#### Written task:
Restate the whole of the material. Keep every word, and drop the pictures.

#### Dataset extract:
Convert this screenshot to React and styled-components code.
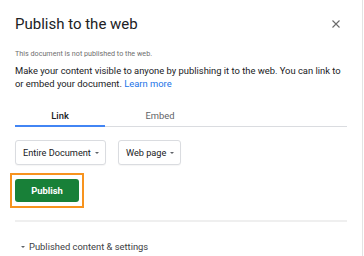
import React, { useState } from 'react';
import styled, { createGlobalStyle } from 'styled-components';

const GlobalStyle = createGlobalStyle`
  html, body {
    margin: 0;
    padding: 0;
    background: #ffffff;
  }
  body {
    font-family: Roboto, "Liberation Sans", Arial, sans-serif;
    color: #202124;
  }
`;

const Dialog = styled.div`
  width: 363px;
  height: 256px;
  box-sizing: border-box;
  border-right: 1px solid #e3e3e3;
  background: #fff;
  padding: 0 15px 0 15px;
  display: flex;
  flex-direction: column;
  overflow: hidden;
`;

const Header = styled.div`
  display: flex;
  align-items: center;
  justify-content: space-between;
  height: 24px;
  margin-top: 12px;
`;

const Title = styled.h1`
  margin: 0;
  font-size: 15px;
  font-weight: 400;
  color: #202124;
`;

const CloseButton = styled.button`
  border: 0;
  background: none;
  padding: 0;
  width: 8px;
  height: 8px;
  margin-right: 7px;
  display: flex;
  cursor: pointer;
`;

const Note = styled.p`
  margin: 13px 0 0;
  font-size: 7.2px;
  line-height: 10px;
  color: #6f6f6f;
`;

const Intro = styled.p`
  margin: 5px 0 0;
  font-size: 9.4px;
  line-height: 13px;
  color: #202124;
`;

const LearnMore = styled.a`
  color: #1a73e8;
  text-decoration: none;
`;

const Tabs = styled.div`
  display: flex;
  margin-top: 17px;
  border-bottom: 1px solid #dadce0;
`;

const Tab = styled.button`
  width: ${p => p.$w}px;
  height: 20px;
  border: 0;
  background: none;
  padding: 0 0 4px;
  font-family: inherit;
  font-size: 9.4px;
  font-weight: ${p => (p.$active ? 500 : 400)};
  color: ${p => (p.$active ? '#202124' : '#5f6368')};
  box-shadow: ${p => (p.$active ? 'inset 0 -2px 0 #4285f4' : 'none')};
  margin-bottom: -1px;
  cursor: pointer;
`;

const Selects = styled.div`
  display: flex;
  gap: 12px;
  margin-top: 13px;
`;

const Select = styled.button`
  height: 25px;
  box-sizing: border-box;
  border: 1px solid #dadce0;
  border-radius: 3px;
  background: #fff;
  padding: 0 6px 0 7px;
  display: flex;
  align-items: center;
  gap: 4px;
  font-family: inherit;
  font-size: 9.2px;
  color: #202124;
  box-shadow: 0 1px 1px rgba(0, 0, 0, 0.04);
  cursor: pointer;
`;

const Caret = styled.span`
  width: 0;
  height: 0;
  border-left: 2.5px solid transparent;
  border-right: 2.5px solid transparent;
  border-top: 2.5px solid #5f6368;
`;

const PublishFocus = styled.div`
  align-self: flex-start;
  margin: 8px 0 0 -5px;
  padding: 4px 3px;
  border: 2px solid #f7931e;
  display: flex;
`;

const PublishButton = styled.button`
  width: 64px;
  height: 23px;
  border: 0;
  border-radius: 3px;
  background: #188038;
  color: #fff;
  font-family: inherit;
  font-size: 9.4px;
  font-weight: 700;
  cursor: pointer;
`;

const Divider = styled.hr`
  margin: 12px 0 0;
  border: 0;
  height: 2px;
  background: #efefef;
`;

const Expander = styled.button`
  margin-top: 19px;
  align-self: flex-start;
  display: flex;
  align-items: center;
  gap: 4px;
  border: 0;
  background: none;
  padding: 0 0 0 6px;
  font-family: inherit;
  font-size: 9.4px;
  color: #3c4043;
  cursor: pointer;
`;

const CloseIcon = () => (
  <svg width="8" height="8" viewBox="0 0 8 8">
    <path d="M0.5 0.5 L7.5 7.5 M7.5 0.5 L0.5 7.5" stroke="#6b6b6b" strokeWidth="1.1" />
  </svg>
);

export default function App() {
  const [tab, setTab] = useState('link');
  return (
    <>
      <GlobalStyle />
      <Dialog>
        <Header>
          <Title>Publish to the web</Title>
          <CloseButton aria-label="Close">
            <CloseIcon />
          </CloseButton>
        </Header>
        <Note>This document is not published to the web.</Note>
        <Intro>
          Make your content visible to anyone by publishing it to the web. You can link to
          or embed your document. <LearnMore href="#">Learn more</LearnMore>
        </Intro>
        <Tabs>
          <Tab $w={90} $active={tab === 'link'} onClick={() => setTab('link')}>Link</Tab>
          <Tab $w={110} $active={tab === 'embed'} onClick={() => setTab('embed')}>Embed</Tab>
        </Tabs>
        <Selects>
          <Select>Entire Document <Caret /></Select>
          <Select>Web page <Caret /></Select>
        </Selects>
        <PublishFocus>
          <PublishButton>Publish</PublishButton>
        </PublishFocus>
        <Divider />
        <Expander>
          <Caret />
          Published content &amp; settings
        </Expander>
      </Dialog>
    </>
  );
}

#### Expected output:
Convert this screenshot to React and styled-components code.
import React, { useState } from 'react';
import styled, { createGlobalStyle } from 'styled-components';

const GlobalStyle = createGlobalStyle`
  html, body {
    margin: 0;
    padding: 0;
    background: #ffffff;
  }
  body {
    font-family: Roboto, "Liberation Sans", Arial, sans-serif;
    color: #202124;
  }
`;

const Dialog = styled.div`
  width: 363px;
  height: 256px;
  box-sizing: border-box;
  border-right: 1px solid #e3e3e3;
  background: #fff;
  padding: 0 15px 0 15px;
  display: flex;
  flex-direction: column;
  overflow: hidden;
`;

const Header = styled.div`
  display: flex;
  align-items: center;
  justify-content: space-between;
  height: 24px;
  margin-top: 12px;
`;

const Title = styled.h1`
  margin: 0;
  font-size: 15px;
  font-weight: 400;
  color: #202124;
`;

const CloseButton = styled.button`
  border: 0;
  background: none;
  padding: 0;
  width: 8px;
  height: 8px;
  margin-right: 7px;
  display: flex;
  cursor: pointer;
`;

const Note = styled.p`
  margin: 13px 0 0;
  font-size: 7.2px;
  line-height: 10px;
  color: #6f6f6f;
`;

const Intro = styled.p`
  margin: 5px 0 0;
  font-size: 9.4px;
  line-height: 13px;
  color: #202124;
`;

const LearnMore = styled.a`
  color: #1a73e8;
  text-decoration: none;
`;

const Tabs = styled.div`
  display: flex;
  margin-top: 17px;
  border-bottom: 1px solid #dadce0;
`;

const Tab = styled.button`
  width: ${p => p.$w}px;
  height: 20px;
  border: 0;
  background: none;
  padding: 0 0 4px;
  font-family: inherit;
  font-size: 9.4px;
  font-weight: ${p => (p.$active ? 500 : 400)};
  color: ${p => (p.$active ? '#202124' : '#5f6368')};
  box-shadow: ${p => (p.$active ? 'inset 0 -2px 0 #4285f4' : 'none')};
  margin-bottom: -1px;
  cursor: pointer;
`;

const Selects = styled.div`
  display: flex;
  gap: 12px;
  margin-top: 13px;
`;

const Select = styled.button`
  height: 25px;
  box-sizing: border-box;
  border: 1px solid #dadce0;
  border-radius: 3px;
  background: #fff;
  padding: 0 6px 0 7px;
  display: flex;
  align-items: center;
  gap: 4px;
  font-family: inherit;
  font-size: 9.2px;
  color: #202124;
  box-shadow: 0 1px 1px rgba(0, 0, 0, 0.04);
  cursor: pointer;
`;

const Caret = styled.span`
  width: 0;
  height: 0;
  border-left: 2.5px solid transparent;
  border-right: 2.5px solid transparent;
  border-top: 2.5px solid #5f6368;
`;

const PublishFocus = styled.div`
  align-self: flex-start;
  margin: 8px 0 0 -5px;
  padding: 4px 3px;
  border: 2px solid #f7931e;
  display: flex;
`;

const PublishButton = styled.button`
  width: 64px;
  height: 23px;
  border: 0;
  border-radius: 3px;
  background: #188038;
  color: #fff;
  font-family: inherit;
  font-size: 9.4px;
  font-weight: 700;
  cursor: pointer;
`;

const Divider = styled.hr`
  margin: 12px 0 0;
  border: 0;
  height: 2px;
  background: #efefef;
`;

const Expander = styled.button`
  margin-top: 19px;
  align-self: flex-start;
  display: flex;
  align-items: center;
  gap: 4px;
  border: 0;
  background: none;
  padding: 0 0 0 6px;
  font-family: inherit;
  font-size: 9.4px;
  color: #3c4043;
  cursor: pointer;
`;

const CloseIcon = () => (
  <svg width="8" height="8" viewBox="0 0 8 8">
    <path d="M0.5 0.5 L7.5 7.5 M7.5 0.5 L0.5 7.5" stroke="#6b6b6b" strokeWidth="1.1" />
  </svg>
);

export default function App() {
  const [tab, setTab] = useState('link');
  return (
    <>
      <GlobalStyle />
      <Dialog>
        <Header>
          <Title>Publish to the web</Title>
          <CloseButton aria-label="Close">
            <CloseIcon />
          </CloseButton>
        </Header>
        <Note>This document is not published to the web.</Note>
        <Intro>
          Make your content visible to anyone by publishing it to the web. You can link to
          or embed your document. <LearnMore href="#">Learn more</LearnMore>
        </Intro>
        <Tabs>
          <Tab $w={90} $active={tab === 'link'} onClick={() => setTab('link')}>Link</Tab>
          <Tab $w={110} $active={tab === 'embed'} onClick={() => setTab('embed')}>Embed</Tab>
        </Tabs>
        <Selects>
          <Select>Entire Document <Caret /></Select>
          <Select>Web page <Caret /></Select>
        </Selects>
        <PublishFocus>
          <PublishButton>Publish</PublishButton>
        </PublishFocus>
        <Divider />
        <Expander>
          <Caret />
          Published content &amp; settings
        </Expander>
      </Dialog>
    </>
  );
}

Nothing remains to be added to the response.